Parsing tables with XPath without hardcoded indexes
24 Sep
Let’s say you have to get some data from a XML provided by a 3rd party. You don’t have access or rights to modify that XML and the semantic, well, is not as good as you, semantic lover, would like to. In fact, let’s face it, the XML sucks in semantic and it has tables inside that makes you remember the nineties and those HTMLs.
First thing you do is a XPath expression based on hardcoded indexes, of course. “Please sir, would you mind to give me the TR[4] from TD[1]? Yes, I already know where is this data from, thanks”. But let’s imagine for a moment that your friend, the 3rd party, decide one day to change the XML, oor simply to change the order of the fields in the table, oor to add more fields to the table, oor… You don’t want to be dependent on the 3rd party mood to change your code and your XPath expressions one day and another, right? So better live without hardcoded indexes, if you can.
But… how? I had to fight with two scenarios, and I managed to get it done without hardcoded indexes. Of course your mileage may vary, but here’s how I did it:
First scenario
In this first scenario we have a XML file that looks like this:
<RESOURCE name="books">
<TABLE name="books">
<FIELD name="title" datatype="char"/>
<FIELD name="author" datatype="char"/>
<FIELD name="pages" unit="--" datatype="int"/>
<DATA>
<TABLEDATA>
<TR>
<TD>Moby-Dick</TD>
<TD>Herman Melville</TD>
<TD>704</TD>
</TR>
<TR>
<TD>1984</TD>
<TD>George Orwell</TD>
<TD>176</TD>
</TR>
</TABLEDATA>
</DATA>
</TABLE>
</RESOURCE>
From a semantic point of view, kind of nasty, right? To avoid using hardcoded indexes, you should resolve what index position has the attribute you’re looking for when the XPath expression is parsed. For example, for the pages attribute:
/RESOURCE[@name='books']/TABLE[@name='books']//TR[1]/TD[
count( /RESOURCE[@name='books']/TABLE[@name='books']/FIELD[@name='pages']/preceding-sibling::*)+1
]
Don’t be scared, I’m going to explain a little further that hard one liner XPath expression. Let’s start for the inner expression, which is the more important:
count( /RESOURCE[@name='books']/TABLE[@name='books']/FIELD[@name='pages']/preceding-sibling::*)+1
That will return the position (index) for the attribute pages inside the table. For that, it will use the preceding-sibling::* expression that returns all the sibling nodes that has the attribute node before it. In the example of pages it will return the nodes title and author. So if we do a count() for that expression and add one, we should have the index for pages inside the table.

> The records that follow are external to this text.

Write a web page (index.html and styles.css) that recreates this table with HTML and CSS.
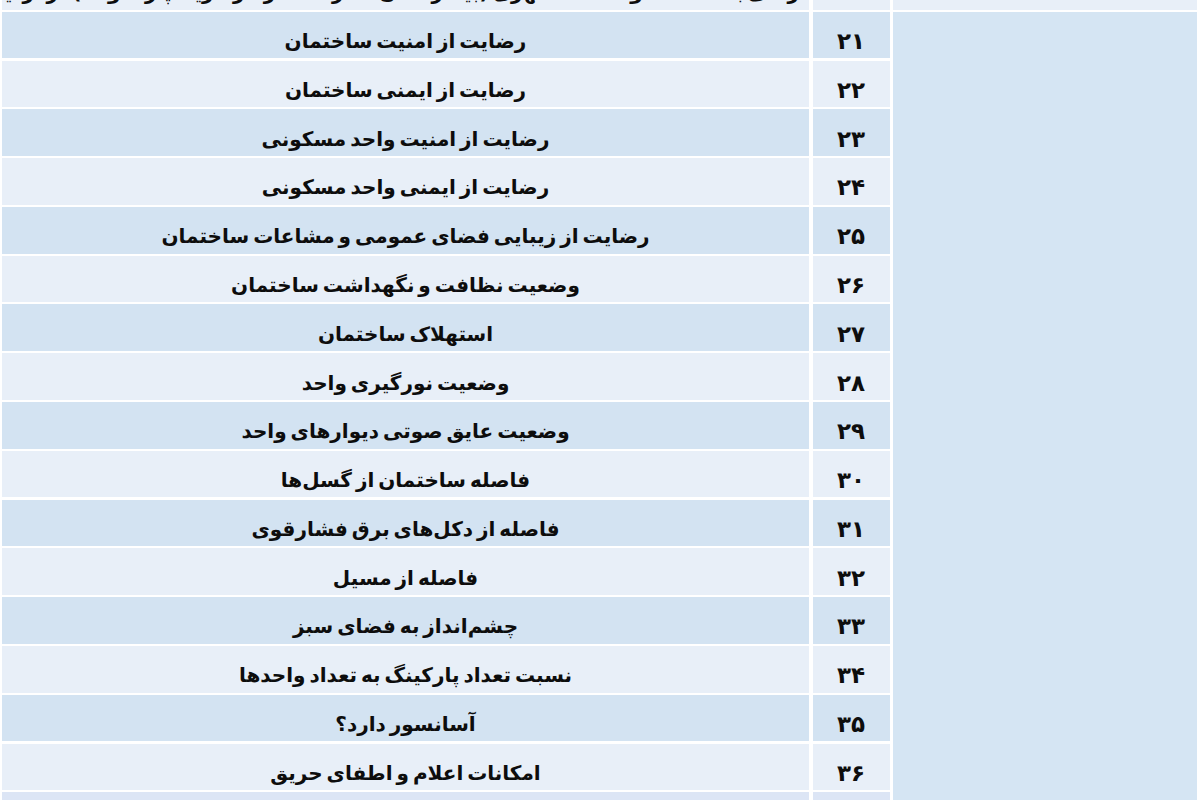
FILE: index.html
```html
<!DOCTYPE html>
<html lang="fa" dir="rtl">
<head>
<meta charset="utf-8">
<title>جدول</title>
<link rel="stylesheet" href="styles.css">
</head>
<body>
<div class="sheet">
  <div class="cell group-top row-light"></div>
  <div class="cell num row-light">۲۰</div>
  <div class="cell txt row-light">دسترسی به امکانات و خدمات شهری (بیمارستان، مدرسه، مراکز خرید، پارک و ...) در نزدیکی</div>

  <div class="cell group"></div>

  <div class="cell num row-dark">۲۱</div>
  <div class="cell txt row-dark">رضایت از امنیت ساختمان</div>
  <div class="cell num row-light">۲۲</div>
  <div class="cell txt row-light">رضایت از ایمنی ساختمان</div>
  <div class="cell num row-dark">۲۳</div>
  <div class="cell txt row-dark">رضایت از امنیت واحد مسکونی</div>
  <div class="cell num row-light">۲۴</div>
  <div class="cell txt row-light">رضایت از ایمنی واحد مسکونی</div>
  <div class="cell num row-dark">۲۵</div>
  <div class="cell txt row-dark">رضایت از زیبایی فضای عمومی و مشاعات ساختمان</div>
  <div class="cell num row-light">۲۶</div>
  <div class="cell txt row-light">وضعیت نظافت و نگهداشت ساختمان</div>
  <div class="cell num row-dark">۲۷</div>
  <div class="cell txt row-dark">استهلاک ساختمان</div>
  <div class="cell num row-light">۲۸</div>
  <div class="cell txt row-light">وضعیت نورگیری واحد</div>
  <div class="cell num row-dark">۲۹</div>
  <div class="cell txt row-dark">وضعیت عایق صوتی دیوارهای واحد</div>
  <div class="cell num row-light">۳۰</div>
  <div class="cell txt row-light">فاصله ساختمان از گسل‌ها</div>
  <div class="cell num row-dark">۳۱</div>
  <div class="cell txt row-dark">فاصله از دکل‌های برق فشارقوی</div>
  <div class="cell num row-light">۳۲</div>
  <div class="cell txt row-light">فاصله از مسیل</div>
  <div class="cell num row-dark">۳۳</div>
  <div class="cell txt row-dark">چشم‌انداز به فضای سبز</div>
  <div class="cell num row-light">۳۴</div>
  <div class="cell txt row-light">نسبت تعداد پارکینگ به تعداد واحدها</div>
  <div class="cell num row-dark">۳۵</div>
  <div class="cell txt row-dark">آسانسور دارد؟</div>
  <div class="cell num row-light">۳۶</div>
  <div class="cell txt row-light">امکانات اعلام و اطفای حریق</div>
  <div class="cell num row-last">۳۷</div>
  <div class="cell txt row-last">دسترسی به پارکینگ</div>
</div>
</body>
</html>
```

FILE: styles.css
```css
html, body {
  margin: 0;
  padding: 0;
  background: #ffffff;
  overflow: hidden;
}

body {
  width: 1200px;
  height: 800px;
  font-family: "DejaVu Sans", sans-serif;
  color: #0d0d0d;
}

.sheet {
  display: grid;
  direction: rtl;
  grid-template-columns: 304px 77px 1fr;
  grid-auto-rows: 46.6px;
  column-gap: 3.5px;
  row-gap: 2.2px;
  padding: 0 3px 0 2px;
  margin-top: -37px;
}

.cell {
  display: flex;
  align-items: center;
  justify-content: center;
  font-weight: bold;
  white-space: nowrap;
  overflow: hidden;
  padding-top: 12px;
  box-sizing: border-box;
}

.txt {
  font-size: 20px;
  word-spacing: -3px;
}

.num {
  font-size: 23px;
}

.group-top {
  background: #d5e5f3;
}

.group {
  grid-column: 1;
  grid-row: 2 / span 17;
  background: #d5e5f3;
}

.row-dark {
  background: #d3e3f2;
}

.row-light {
  background: #e8eff8;
}

.row-last {
  background: #dce5f5;
}
```
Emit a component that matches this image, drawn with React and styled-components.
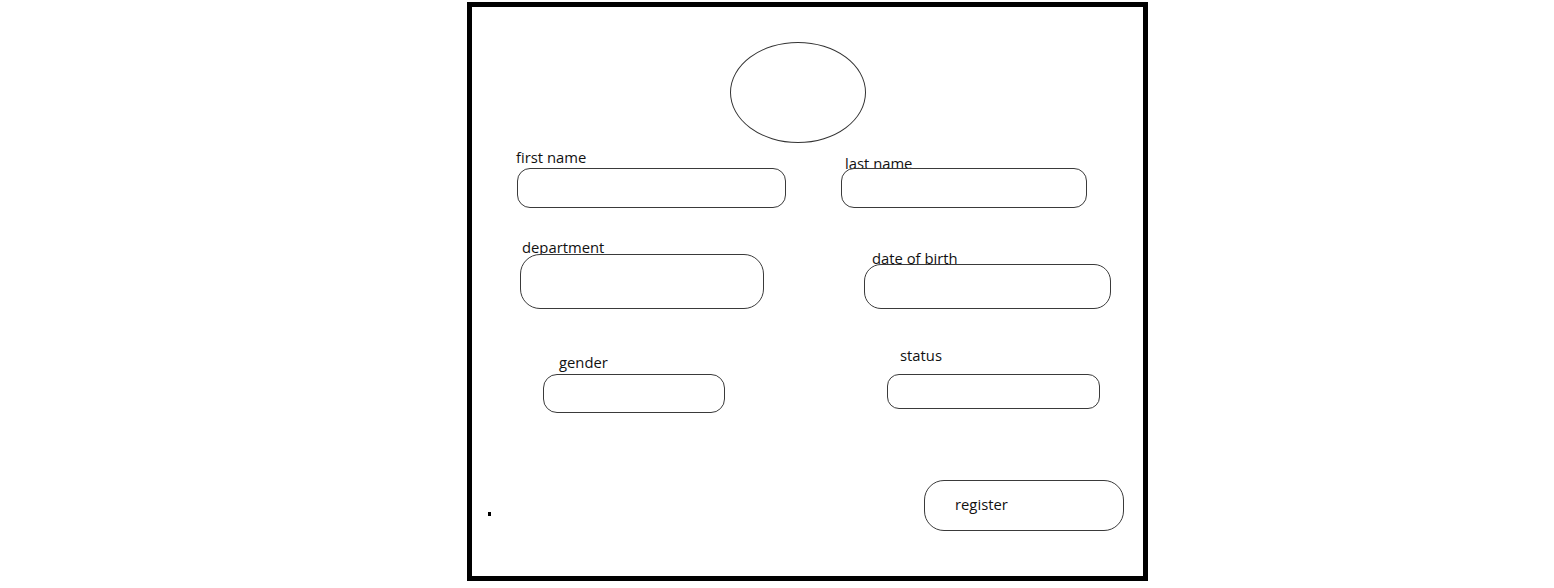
import React from 'react';
import styled, { createGlobalStyle } from 'styled-components';

const GlobalStyle = createGlobalStyle`
  body {
    margin: 0;
    background: #fff;
    font-family: 'Open Sans', 'Noto Sans', sans-serif;
    color: #111;
  }
`;

const Frame = styled.div`
  box-sizing: border-box;
  width: 681px;
  height: 579px;
  margin: 2px 0 0 467px;
  border: 5px solid #000;
  display: flex;
  flex-direction: column;
`;

const Avatar = styled.div`
  box-sizing: border-box;
  width: 136px;
  height: 101px;
  margin: 35px 0 0 258px;
  border: 1px solid #333;
  border-radius: 50%;
`;

const Row = styled.div`
  display: grid;
  grid-template-columns: 369px 1fr;
  align-items: start;
  margin-top: ${({ $gap }) => $gap}px;
`;

const Field = styled.div`
  display: flex;
  flex-direction: column;
  align-items: flex-start;
  margin-top: ${({ $top = 0 }) => $top}px;
  padding-left: ${({ $left }) => $left}px;
`;

const Label = styled.label`
  display: block;
  height: 18px;
  font-size: 14.8px;
  line-height: 18px;
  white-space: nowrap;
  margin-top: 1px;
  margin-left: ${({ $shift = 0 }) => $shift}px;
  margin-bottom: ${({ $gap }) => $gap - 1}px;
`;

const Input = styled.div`
  box-sizing: border-box;
  width: ${({ $w }) => $w}px;
  height: ${({ $h }) => $h}px;
  border: 1px solid #3a3a3a;
  border-radius: ${({ $r }) => $r}px;
  background: #fff;
`;

const Footer = styled.div`
  display: flex;
  justify-content: space-between;
  align-items: flex-start;
  margin-top: 67px;
  padding: 0 19px 0 16px;
`;

const Dot = styled.span`
  width: 3px;
  height: 4px;
  margin-top: 32px;
  background: #000;
`;

const RegisterButton = styled.div`
  box-sizing: border-box;
  width: 200px;
  height: 51px;
  padding: 14px 0 0 30px;
  border: 1px solid #3a3a3a;
  border-radius: 20px;
  font-size: 14.8px;
  line-height: 18px;
`;

const rows = [
  {
    gap: 4,
    fields: [
      { label: 'first name', top: 0, left: 45, shift: -1, lgap: 3, w: 269, h: 40, r: 13 },
      { label: 'last name', top: 6, left: 0, shift: 4, lgap: -3, w: 246, h: 40, r: 13 },
    ],
  },
  {
    gap: 29,
    fields: [
      { label: 'department', top: 0, left: 48, shift: 2, lgap: -1, w: 244, h: 55, r: 20 },
      { label: 'date of birth', top: 11, left: 23, shift: 8, lgap: -2, w: 247, h: 45, r: 17 },
    ],
  },
  {
    gap: 36,
    fields: [
      { label: 'gender', top: 7, left: 71, shift: 16, lgap: 4, w: 182, h: 39, r: 14 },
      { label: 'status', top: 0, left: 46, shift: 13, lgap: 11, w: 213, h: 35, r: 12 },
    ],
  },
];

export default function App() {
  return (
    <>
      <GlobalStyle />
      <Frame>
        <Avatar />
        {rows.map((row, i) => (
          <Row key={i} $gap={row.gap}>
            {row.fields.map((f) => (
              <Field key={f.label} $top={f.top} $left={f.left}>
                <Label $shift={f.shift} $gap={f.lgap}>{f.label}</Label>
                <Input $w={f.w} $h={f.h} $r={f.r} />
              </Field>
            ))}
          </Row>
        ))}
        <Footer>
          <Dot />
          <RegisterButton>register</RegisterButton>
        </Footer>
      </Frame>
    </>
  );
}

The rest of the expression is quite easy, and can be resumed as a simple table access with an index:
/RESOURCE[@name='books']/TABLE[@name='books']//TR[1]/TD[3]
but replacing the hardcoded index (TD[3]) for the count() expression.
Second scenario
This second scenario is when someone in the 3rd party was told to produce a XML file with the data, he took an already produced HTML file, change the file extension to XML and told to himself “Good work pal!”
<TABLE name="image">
<FIELD name="name" datatype="char"/>
<FIELD name="address" datatype="char"/>
<DATA>
<TABLEDATA>
<TR>
<TD>name</TD>
<TD>pic12316972.jpg</TD>
</TR>
<TR>
<TD>resolution</TD>
<TD>1024x768</TD>
</TR>
<TR>
<TD>timestamp</TD>
<TD>2008-04-03T11:57:40.015</TD>
</TR>
</TABLEDATA>
</DATA>
</TABLE>
Here what we would like, besides blame the one who created that and call it “XML”, is ask for the resolution value, but since resolution is part of the information and not the meta information, we have a situation here.
The approach in this scenario is different from the previous one, but is also simple when you have it figured out:
child::TR/child::TD[text()='resolution']/following::TD[1]
What this does, is from all the TR nodes (child::TR), get a child TD which text is the same as the attribute we’re looking for (child::TD[text()='resolution']). And once we have that node, we just have to get the following TD (following::TD[1]), which is the one with the attribute value.
Summary
- If you have the chance, avoid unsemantic XML files. They are ugly.
- If you have to produce an XML file, please! don’t forget the semantic
- If you have a 3rd party XML file without semantic… I’m sorry!